Documents released to The Washington Post by the office of Chief Financial Officer Natwar M. Gandhi show that there have been 58 performance issues with the lottery supplier since August related to online system incidents, hardware failures and telecommunications difficulties.

"We strongly disagree with the two poor ratings," said Ann Walker Marchant, a spokeswoman for LTE. "Incidents are very common in the industry, and most are insignificant. The real issue is having a vendor who is capable of resolving them."

The information on LTE's performance comes as the District is trying to award a $120 million contract to a new firm -- a joint venture between W2Tech, a nine-month-old local firm, and Intralot, the second-largest gaming supplier. The contract is worth $11 million a year for six years and could grow to $120 million if a five-year extension is granted.

The new firm could reduce lottery costs to $6 million a year, a $5 million savings produced by new games and better technology, according to Eric W. Payne, the contracting officer for the finance office.

Walker Marchant said LTE's most recent proposal includes new equipment. She said that the lottery decided not to upgrade in 1999 and that it's "not fair to ding" LTE for the city's decision.

The written evaluation was the first such document LTE had received since 1983, when it began operating the lottery, LTE officials said.

David Umansky, a spokesman for Gandhi, said it was the "first time the contracting office has used this form to evaluate contractors." He said that independent audits of LTE had repeatedly identified problems in its operations.

In response to the evaluation, Leonard Manning, LTE's chief executive, wrote that the lottery's 10-month evaluation was "not representative of LTE's actual performance" during that time period or since 1999, when the contract was renewed.

"You said the evaluation reflected the fact that software was missing from the last batch and that the gaming system is old and lacks certain capabilities (although you said this was more of a [lottery board] problem than an LTE problem)," he wrote. "LTE is eager to receive more details about the areas in which it was rated 'poor' and any other feedback about its performance that has not been shared." LTE was fined approximately $150,000 for damages assessed between 2000 and 2002 and eventually paid $18,000. No penalties were assessed between 2003 and 2007.

The $336,124 assessed this year pertained to operational glitches that occurred in March and July last year, Walker Marchant said. She said that LTE calculated the damages at $152,681 and that Gandhi's office had failed to respond to two letters challenging the higher fine.

Both LTE and W2Tech are lobbying council members for support.

The D.C. Council must approve a lottery contract by May 15 if it is to take effect in the summer.

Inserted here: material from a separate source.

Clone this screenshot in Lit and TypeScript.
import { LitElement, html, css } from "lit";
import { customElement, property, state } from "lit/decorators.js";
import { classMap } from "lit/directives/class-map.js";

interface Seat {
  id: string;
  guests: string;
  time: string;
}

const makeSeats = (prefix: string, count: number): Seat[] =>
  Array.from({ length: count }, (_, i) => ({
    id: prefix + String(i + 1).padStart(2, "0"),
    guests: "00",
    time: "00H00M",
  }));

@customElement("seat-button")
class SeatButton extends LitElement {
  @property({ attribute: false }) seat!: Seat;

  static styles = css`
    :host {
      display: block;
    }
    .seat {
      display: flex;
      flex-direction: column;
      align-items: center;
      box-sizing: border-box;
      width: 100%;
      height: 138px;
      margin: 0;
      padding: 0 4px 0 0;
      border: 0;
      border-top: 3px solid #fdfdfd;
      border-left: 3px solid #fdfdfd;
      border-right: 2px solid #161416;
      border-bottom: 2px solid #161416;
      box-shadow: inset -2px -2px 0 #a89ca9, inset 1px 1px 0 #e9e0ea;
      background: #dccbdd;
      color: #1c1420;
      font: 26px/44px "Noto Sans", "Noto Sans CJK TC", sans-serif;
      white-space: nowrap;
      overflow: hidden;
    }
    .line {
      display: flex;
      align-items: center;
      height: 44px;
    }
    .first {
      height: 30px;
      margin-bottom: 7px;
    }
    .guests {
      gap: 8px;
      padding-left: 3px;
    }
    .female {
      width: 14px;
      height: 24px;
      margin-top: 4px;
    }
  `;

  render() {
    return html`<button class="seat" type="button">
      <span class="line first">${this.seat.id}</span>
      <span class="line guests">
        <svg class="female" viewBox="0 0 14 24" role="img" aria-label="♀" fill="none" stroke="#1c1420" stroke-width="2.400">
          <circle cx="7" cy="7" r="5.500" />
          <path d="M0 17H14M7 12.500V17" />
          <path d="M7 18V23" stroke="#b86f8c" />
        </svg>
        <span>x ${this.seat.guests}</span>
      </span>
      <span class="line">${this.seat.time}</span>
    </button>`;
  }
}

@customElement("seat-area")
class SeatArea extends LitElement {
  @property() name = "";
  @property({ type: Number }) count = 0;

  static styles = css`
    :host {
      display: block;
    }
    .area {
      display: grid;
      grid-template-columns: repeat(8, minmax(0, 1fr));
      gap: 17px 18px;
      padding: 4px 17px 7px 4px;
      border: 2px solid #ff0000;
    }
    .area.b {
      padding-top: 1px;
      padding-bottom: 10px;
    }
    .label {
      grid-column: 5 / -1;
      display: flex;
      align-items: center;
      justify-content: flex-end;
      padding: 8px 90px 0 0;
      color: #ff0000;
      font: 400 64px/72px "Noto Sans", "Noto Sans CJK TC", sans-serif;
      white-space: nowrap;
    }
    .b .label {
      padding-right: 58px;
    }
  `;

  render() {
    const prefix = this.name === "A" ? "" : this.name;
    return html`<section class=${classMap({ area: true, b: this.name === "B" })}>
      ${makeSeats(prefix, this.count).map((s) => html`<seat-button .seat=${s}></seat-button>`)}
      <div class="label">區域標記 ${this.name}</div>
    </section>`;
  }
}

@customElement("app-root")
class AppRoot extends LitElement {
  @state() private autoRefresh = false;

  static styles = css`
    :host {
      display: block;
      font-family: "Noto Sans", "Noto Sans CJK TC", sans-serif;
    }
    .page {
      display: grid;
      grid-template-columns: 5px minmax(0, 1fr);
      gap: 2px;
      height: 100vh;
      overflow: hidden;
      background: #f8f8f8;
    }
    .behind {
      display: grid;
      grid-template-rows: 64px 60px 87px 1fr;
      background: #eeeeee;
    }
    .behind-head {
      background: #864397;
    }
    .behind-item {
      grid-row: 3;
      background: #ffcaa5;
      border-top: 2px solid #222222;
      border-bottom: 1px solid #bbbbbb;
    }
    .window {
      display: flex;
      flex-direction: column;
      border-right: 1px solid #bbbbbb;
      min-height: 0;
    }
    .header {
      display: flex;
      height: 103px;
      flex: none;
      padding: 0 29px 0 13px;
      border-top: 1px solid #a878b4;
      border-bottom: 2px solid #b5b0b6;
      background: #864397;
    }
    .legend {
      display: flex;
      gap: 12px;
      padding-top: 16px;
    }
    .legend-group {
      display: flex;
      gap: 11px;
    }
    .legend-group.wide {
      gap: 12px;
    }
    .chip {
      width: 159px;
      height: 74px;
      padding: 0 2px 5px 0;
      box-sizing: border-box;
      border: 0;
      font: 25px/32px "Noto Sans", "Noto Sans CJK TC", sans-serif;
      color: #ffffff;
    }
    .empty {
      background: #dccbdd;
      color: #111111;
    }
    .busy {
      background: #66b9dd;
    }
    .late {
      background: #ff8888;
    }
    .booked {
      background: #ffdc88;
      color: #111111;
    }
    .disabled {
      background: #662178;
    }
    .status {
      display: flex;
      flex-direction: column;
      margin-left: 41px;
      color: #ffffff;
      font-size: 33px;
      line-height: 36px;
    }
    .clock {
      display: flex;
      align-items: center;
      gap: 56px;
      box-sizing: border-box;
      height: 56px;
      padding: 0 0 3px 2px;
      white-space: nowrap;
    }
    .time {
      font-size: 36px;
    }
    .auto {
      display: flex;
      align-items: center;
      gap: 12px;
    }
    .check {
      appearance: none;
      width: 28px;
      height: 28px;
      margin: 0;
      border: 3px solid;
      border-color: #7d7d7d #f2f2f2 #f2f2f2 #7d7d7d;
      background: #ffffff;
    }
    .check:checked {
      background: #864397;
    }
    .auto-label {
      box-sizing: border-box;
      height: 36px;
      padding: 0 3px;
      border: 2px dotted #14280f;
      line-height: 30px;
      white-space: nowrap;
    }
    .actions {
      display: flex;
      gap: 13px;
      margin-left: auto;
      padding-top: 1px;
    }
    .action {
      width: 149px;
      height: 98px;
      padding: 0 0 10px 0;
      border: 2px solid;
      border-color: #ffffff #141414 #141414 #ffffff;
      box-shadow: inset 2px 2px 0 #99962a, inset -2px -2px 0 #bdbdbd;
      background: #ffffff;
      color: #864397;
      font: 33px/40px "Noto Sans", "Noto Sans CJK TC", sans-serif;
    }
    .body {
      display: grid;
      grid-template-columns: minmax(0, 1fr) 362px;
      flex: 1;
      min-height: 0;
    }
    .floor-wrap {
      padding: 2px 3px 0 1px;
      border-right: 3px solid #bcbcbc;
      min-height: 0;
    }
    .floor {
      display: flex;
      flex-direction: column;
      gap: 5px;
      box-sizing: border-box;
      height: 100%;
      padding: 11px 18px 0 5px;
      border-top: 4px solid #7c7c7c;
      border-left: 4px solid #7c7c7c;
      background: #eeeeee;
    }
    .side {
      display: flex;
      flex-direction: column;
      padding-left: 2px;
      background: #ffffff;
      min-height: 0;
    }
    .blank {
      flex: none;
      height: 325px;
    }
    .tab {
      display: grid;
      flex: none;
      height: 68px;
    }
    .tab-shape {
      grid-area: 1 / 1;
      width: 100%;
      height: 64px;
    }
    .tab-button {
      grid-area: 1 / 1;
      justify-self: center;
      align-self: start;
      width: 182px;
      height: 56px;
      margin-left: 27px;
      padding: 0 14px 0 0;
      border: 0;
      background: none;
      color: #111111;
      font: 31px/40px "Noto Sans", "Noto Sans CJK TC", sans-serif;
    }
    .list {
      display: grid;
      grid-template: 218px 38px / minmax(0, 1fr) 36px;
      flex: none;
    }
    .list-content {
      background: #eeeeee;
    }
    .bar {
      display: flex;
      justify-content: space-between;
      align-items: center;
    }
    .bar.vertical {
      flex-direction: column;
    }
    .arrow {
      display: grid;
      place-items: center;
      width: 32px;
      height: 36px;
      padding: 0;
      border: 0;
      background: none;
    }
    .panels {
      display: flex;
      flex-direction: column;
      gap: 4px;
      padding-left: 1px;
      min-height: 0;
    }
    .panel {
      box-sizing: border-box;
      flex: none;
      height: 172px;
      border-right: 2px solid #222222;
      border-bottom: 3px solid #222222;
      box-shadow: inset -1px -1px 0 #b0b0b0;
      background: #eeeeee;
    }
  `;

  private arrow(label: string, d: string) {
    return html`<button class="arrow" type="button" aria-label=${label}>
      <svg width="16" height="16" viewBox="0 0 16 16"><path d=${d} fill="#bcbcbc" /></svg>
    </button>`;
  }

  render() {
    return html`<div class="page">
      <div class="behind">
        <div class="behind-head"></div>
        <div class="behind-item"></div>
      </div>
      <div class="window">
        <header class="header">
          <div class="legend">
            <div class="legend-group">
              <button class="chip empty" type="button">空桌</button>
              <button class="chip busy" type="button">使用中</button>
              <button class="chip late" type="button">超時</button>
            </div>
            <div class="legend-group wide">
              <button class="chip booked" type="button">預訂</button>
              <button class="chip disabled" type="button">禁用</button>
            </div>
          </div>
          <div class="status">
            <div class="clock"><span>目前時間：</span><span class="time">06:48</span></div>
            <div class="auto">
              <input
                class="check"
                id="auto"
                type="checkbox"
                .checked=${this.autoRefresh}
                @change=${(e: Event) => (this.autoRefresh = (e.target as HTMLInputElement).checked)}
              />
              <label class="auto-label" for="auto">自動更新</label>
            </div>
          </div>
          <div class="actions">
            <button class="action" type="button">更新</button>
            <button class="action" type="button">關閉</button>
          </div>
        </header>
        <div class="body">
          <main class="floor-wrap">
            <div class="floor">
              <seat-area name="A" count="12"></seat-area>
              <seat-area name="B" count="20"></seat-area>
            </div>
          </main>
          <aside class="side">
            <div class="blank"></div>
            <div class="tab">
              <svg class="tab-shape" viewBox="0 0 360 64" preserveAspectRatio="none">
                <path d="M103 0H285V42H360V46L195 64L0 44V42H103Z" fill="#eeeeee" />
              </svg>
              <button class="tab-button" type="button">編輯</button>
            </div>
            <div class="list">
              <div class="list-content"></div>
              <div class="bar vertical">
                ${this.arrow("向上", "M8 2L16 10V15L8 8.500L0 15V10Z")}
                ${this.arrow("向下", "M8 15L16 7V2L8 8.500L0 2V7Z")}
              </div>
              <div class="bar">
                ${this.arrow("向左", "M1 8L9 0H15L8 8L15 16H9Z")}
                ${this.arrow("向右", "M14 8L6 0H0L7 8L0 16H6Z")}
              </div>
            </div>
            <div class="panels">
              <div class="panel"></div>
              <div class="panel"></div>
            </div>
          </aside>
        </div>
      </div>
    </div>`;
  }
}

W2Tech, in an effort to show it's a bona fide lottery services provider, has hired Guy B. Snowden as vice president of operations and Brian Roberts as vice president of marketing. Both are former officials of GTech, which is LTE's partner. Tom Little is chief executive of Intralot, Gandhi said.

The firm has moved its founder, Warren C. Williams Jr., into the background. Williams Jr. owned a nightclub with his father, Warren C. Williams Sr., at which a man was fatally stabbed.

Williams Jr., a real estate developer, also has been accused by tenants of allowing a building he owns to deteriorate so he can convert the units to condominiums. He has denied the allegation.

Another principal owner, Janisha Richardson, an elected Advisory Neighborhood Commission member, has stepped down, according to Alaka Williams, general manager of W2Tech.